Will Stevens secured his first win of the season following a backs-to-the-wall job to keep some fellow Audis at bay. Former Formula 1 driver Stevens was pushed all the way by the likes of Kelvin van der Linde and – later on – Christopher Mies but held his own, matching the pace of those around him thanks to his unerring consistency. He also has to thank a majestic display of driving by his partner, Dries Vanthoor.

It was the Belgian in the number 2 WRT Audi who set an electrifying pace over the first half-hour of the race, building up a 2.5 second lead over his nearest rivals despite an early safety car. At this point the rest of the Britons settled into a pattern, with Michael Meadows running in fourth in his Akka ASP Mercedes and Stuart Leonard seventh in his WRT Audi.

Within seconds of the pit stop window opening though, Stevens took over from Vanthoor, while Leonard handed his Audi to Fredric Vervisch. Also coming in was Meadows, who handed the wheel to rapid Italian, Raffaele Marciello. Meadows would later claim that his stint was “a bit boring”, which does not do justice to a strong performance. This gave way to the unusual sight of Nico Bastian leading in his Silver Cup Mercedes, following an impressive stint. He eventually handed over to young charger Jack Manchester towards the end of the window, with the 18-year-old taking over in sixth once the race had settled.

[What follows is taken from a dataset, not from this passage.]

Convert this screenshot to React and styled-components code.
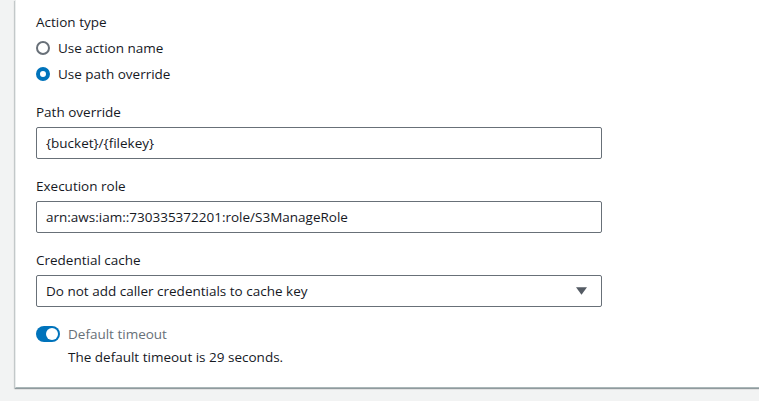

Stevens though held his own superbly. Despite admitting his car was lacking pace around most of the circuit, his Audi usually looked pacey around the first part as he put on what must be regarded as one of his finest Blancpain performances. Van der Linde was keeping him on his toes though, and he was soon joined by both Mies and Marciello. On the final lap, just as the leading Brit had the race under control, Mies passed van der Linde for second and a puncture for the latter allowed Marciello through to take the final podium spot with Meadows. Vervisch and Leonard finished fourth as van der Linde went backwards.

Elsewhere there was Silver Cup success for another Brit, as Manchester went off from sixth overall late on in the race. Andrew Watson had a solid stint for the fledgling 3Y Technology BMW team, putting on a fine job keeping the charging Lamborghini of Christian Engelhart at bay until the latter part of his drive. His car finished 15th in the end, although this is under investigation due to teammate Lukas Moraes ignoring a black and orange flag towards the end of the race.

The gravel trap ending for Manchester belied what was, up until this point, a fine drive. Despite considerable pressure from Pierre Kaffer, it looked as though the Akka ASP car had the position secured. It was a disappointing end to a promising performance.

The two Parker Bentleys had a quiet race in the lower positions. Eventually Josh Caygill and partner Aron Taylor-Smith finished 16th, with Ian Loggie and Callum MacLeod just behind in 17th.